About ten years before the death of Manasseh – the most wicked king ever to sit on Judah’s throne – a fateful event took place in the land of Judah. There was nothing spectacular about it, and no one at the time could have recognized its profound significance for the nation. The event was the birth of a male child in the house of Hilkiah, one of the priests of Anathoth, a little town located slightly more than an hour’s walk northeast of Jerusalem in the territory of Benjamin.

The boy was preordained by God to become one of the greatest prophets of Isra’el in the TaNaKh, but at the time his father knew nothing of that. He decided to give his son the relatively common and lackluster name of Yirmeyahu.

The early years of Jeremiah’s life were crucial politically for Judah. Manasseh died in due course, and when, after only two years of rule, Amon, Manasseh’s son and successor, was murdered by palace servants, the assassination must have left its mark on the impressionable mind of the young Yirmeyahu.

With the accession of good King Josiah, however, the boy lived out the rest of his teenage years in a fair degree of peace and serenity. But “a boy’s will is the wind’s will, and the thoughts of youth are long, long thoughts.” Jeremiah was pleased with the religious situation as he found it in his hometown. His father was a priest of ADONAI, which made Jeremiah a “PK,” a “priest’s kid,” the equivalent of the modern-day “preacher’s kid.”

The priest from Anathoth turned out so well in later life that his father must have been the kind of man in whose word “discipline” loomed large. Hilkiah doubtless taught his son the Ten Commandments, and to love ADONAI his God with all his heart and with all his soul and with all his strength (Deuteronomy 6:5), and to love his neighbor as himself (Leviticus 19:18), and not to walk in the step of the wicked or stand in the way that sinners take or sit in the company of mockers (Psalm 1:1).

The stern and dignified and unyielding character of Yirmeyahu’s later life assures us, from the human standpoint, that his father had learned the secret of disciplining him in love.
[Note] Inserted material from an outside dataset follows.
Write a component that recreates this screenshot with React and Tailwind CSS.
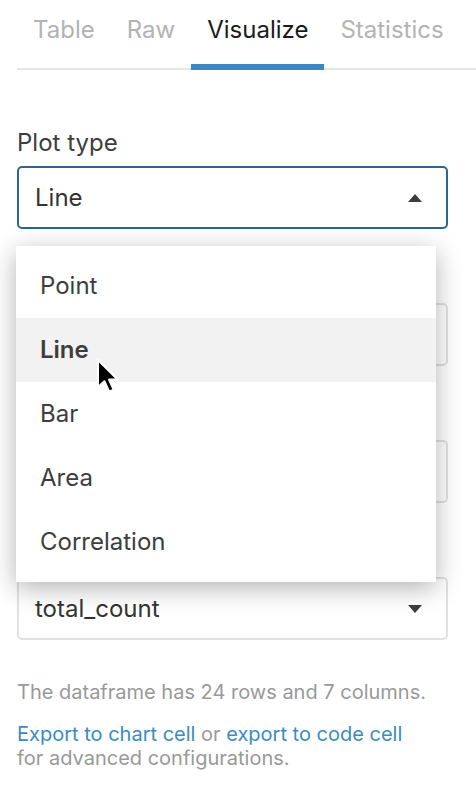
import React from 'react';

const TABS = ['Table', 'Raw', 'Visualize', 'Statistics'];
const OPTIONS = ['Point', 'Line', 'Bar', 'Area', 'Correlation'];

function Caret({ up }) {
  return (
    <svg width="14" height="8" viewBox="0 0 14 8" className="shrink-0">
      <path d={up ? 'M0 8 L7 0 L14 8 Z' : 'M0 0 L7 8 L14 0 Z'} fill="#3d3d3d" />
    </svg>
  );
}

// label + select box; label/value may be empty where the open menu hides them
function Field({ label, value, active, children }) {
  return (
    <div className="relative mt-[35px] first:mt-0">
      <div className="h-[32px] text-[24px] leading-[32px] text-[#3d3d3d]">{label}</div>
      <div
        className={
          active
            ? 'mt-[7px] flex h-[63px] w-[431px] items-center justify-between rounded-[5px] border-2 border-[#2b6590] pl-[16px] pr-[24px]'
            : 'mt-[7px] flex h-[63px] w-[431px] items-center justify-between rounded-[5px] border-2 border-[#e1e1e1] pl-[16px] pr-[24px]'
        }
      >
        <span className="text-[24px] text-[#333]">{value}</span>
        <Caret up={active} />
      </div>
      {children}
    </div>
  );
}

export default function App() {
  return (
    <div className="relative h-[794px] w-[476px] overflow-hidden bg-white font-['Inter',sans-serif]">
      {/* tab bar */}
      <div className="ml-[17px] flex h-[70px] border-b-2 border-[#e6e6e6]">
        {TABS.map(t => (
          <div
            key={t}
            className={
              t === 'Visualize'
                ? '-mb-[2px] flex items-start border-b-[6px] border-[#3a89bd] px-[16px] pt-[14px] text-[24px] leading-[32px] text-[#1a1a1a]'
                : 'flex items-start px-[16px] pt-[14px] text-[24px] leading-[32px] text-[#b3b3b3]'
            }
          >
            {t}
          </div>
        ))}
      </div>

      <div className="pl-[17px] pt-[57px]">
        <Field label="Plot type" value="Line" active>
          {/* open dropdown */}
          <div className="absolute left-[-1px] top-[119px] z-10 w-[420px] bg-white py-[8px] shadow-[0_6px_24px_rgba(0,0,0,0.3)]">
            {OPTIONS.map(o => (
              <div
                key={o}
                className={
                  o === 'Line'
                    ? 'flex h-[64px] items-center bg-[#f2f2f2] pl-[24px] text-[24px] font-semibold text-[#3d3d3d]'
                    : 'flex h-[64px] items-center pl-[24px] text-[24px] text-[#3d3d3d]'
                }
              >
                {o}
              </div>
            ))}
          </div>
        </Field>
        <Field />
        <Field />
        <Field value="total_count" />

        <p className="mt-[40px] text-[20px] leading-[24px] text-[#999]">
          The dataframe has 24 rows and 7 columns.
        </p>
        <p className="mt-[18px] text-[20px] leading-[24px] text-[#999]">
          <span className="text-[#3a8cc0]">Export to chart cell</span> or{' '}
          <span className="text-[#3a8cc0]">export to code cell</span>
          <br />
          for advanced configurations.
        </p>
      </div>

      {/* mouse pointer */}
      <svg className="absolute left-[96px] top-[358px] z-20" width="26" height="36" viewBox="0 0 13 18">
        <path
          d="M1 1 L1 14.5 L4.2 11.6 L6.6 16.8 L8.8 15.8 L6.5 10.8 L10.8 10.8 Z"
          fill="#000"
          stroke="#fff"
          strokeWidth="1"
          strokeLinejoin="round"
        />
      </svg>
    </div>
  );
}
Fond memories of those early years in his home must have strengthened Jeremiah and given him solace and comfort as he went about the difficult task that ADONAI commissioned him to perform. And what was that task? Yirmeyahu was to be a spokesman for God.
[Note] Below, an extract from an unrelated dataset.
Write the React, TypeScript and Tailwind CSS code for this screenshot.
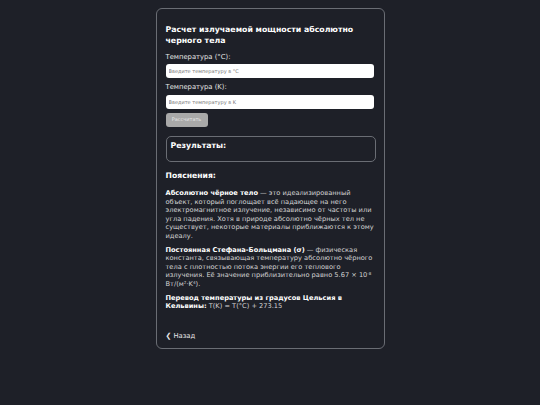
import { useState } from 'react';

export default function App() {
    const [celsius, setCelsius] = useState('');
    const [kelvin, setKelvin] = useState('');

    return (
        <div className="min-h-screen w-full bg-[#1e2028] flex justify-center pt-2 font-['DejaVu_Sans',sans-serif] text-[#e6e6e6]">
            <div className="w-[229px] h-[341px] border border-[#6a6d74] rounded-[6px] pl-[9px] pr-[8px] pt-[15px] flex flex-col">
                <h1 className="text-[7.8px] leading-[11px] font-bold text-white mb-[6px]">
                    Расчет излучаемой мощности абсолютно черного тела
                </h1>

                <label className="text-[6.8px] leading-[10px] mb-[2px]">Температура (°C):</label>
                <input
                    value={celsius}
                    onChange={(e) => setCelsius(e.target.value)}
                    placeholder="Введите температуру в °C"
                    className="w-[208px] h-[14px] bg-white rounded-[3px] px-[3px] text-[5px] text-black placeholder:text-[#777] outline-none mb-[4px]"
                />

                <label className="text-[6.8px] leading-[10px] mb-[3px]">Температура (K):</label>
                <input
                    value={kelvin}
                    onChange={(e) => setKelvin(e.target.value)}
                    placeholder="Введите температуру в K"
                    className="w-[208px] h-[14px] bg-white rounded-[3px] px-[3px] text-[5px] text-black placeholder:text-[#777] outline-none mb-[4px]"
                />

                <button
                    className="w-[42px] h-[14px] bg-[#a9a9a9] rounded-[3px] text-[5px] text-[#e8e8e8] mb-[9px]"
                    disabled
                >
                    Рассчитать
                </button>

                <div className="w-[210px] h-[26px] border border-[#6a6d74] rounded-[5px] px-[4px] pt-[4px] mb-[9px]">
                    <h2 className="text-[7.8px] leading-[10px] font-bold text-white">Результаты:</h2>
                </div>

                <h2 className="text-[7.7px] leading-[10px] font-bold text-white mb-[8px]">Пояснения:</h2>

                <div className="text-[6.65px] leading-[8.6px] text-[#d4d4d4] flex flex-col gap-[5px]">
                    <p>
                        <b className="text-white">Абсолютно чёрное тело</b> — это идеализированный объект, который поглощает всё падающее на него электромагнитное излучение, независимо от частоты или угла падения. Хотя в природе абсолютно чёрных тел не существует, некоторые материалы приближаются к этому идеалу.
                    </p>
                    <p>
                        <b className="text-white">Постоянная Стефана-Больцмана (σ)</b> — физическая константа, связывающая температуру абсолютно чёрного тела с плотностью потока энергии его теплового излучения. Её значение приблизительно равно 5.67 × 10<sup className="text-[4px]">-8</sup> Вт/(м²·K⁴).
                    </p>
                    <p>
                        <b className="text-white">Перевод температуры из градусов Цельсия в Кельвины:</b> T(K) = T(°C) + 273.15
                    </p>
                </div>

                <a href="#" className="mt-[21px] text-[6.8px] leading-[9px] text-[#e6e6e6] flex items-center gap-[2px]">
                    <span className="text-[7px] font-bold">❮</span> Назад
                </a>
            </div>
        </div>
    );
}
As a young man, Jeremiah had seen many of the evil result of pagan worship, and he perhaps longed to do something to foster and further the worship the God of his father’s. But we can be sure that he had no idea of the fearful responsibility the LORD was about to place on his shoulders.16 I like to think that, like his earlier kinsman Moshe, Yirmeyahu received his commission and made his commitment in a quiet retreat, far from the hustle and bustle of the city. When Moses received his call it was on the far side of the desert near the burning bush, at Mount Sinai. Perhaps with Jeremiah it was in a similar place. But as far as we know, the appearance of YHVH to His prophet was not nearly so spectacular as it had been to Moshe; there was no burning bush or other startling visible phenomenon.

Although Yirmeyahu did not see or feel anything, at least not at first, he heard the voice of the LORD speaking. The prophet would later write: The word of ADONAI came to me, using four verbs of calling. The four verbs all have I (ADONAI) as their subject and the suffix you (Jeremiah) as their object. God said: Before . . .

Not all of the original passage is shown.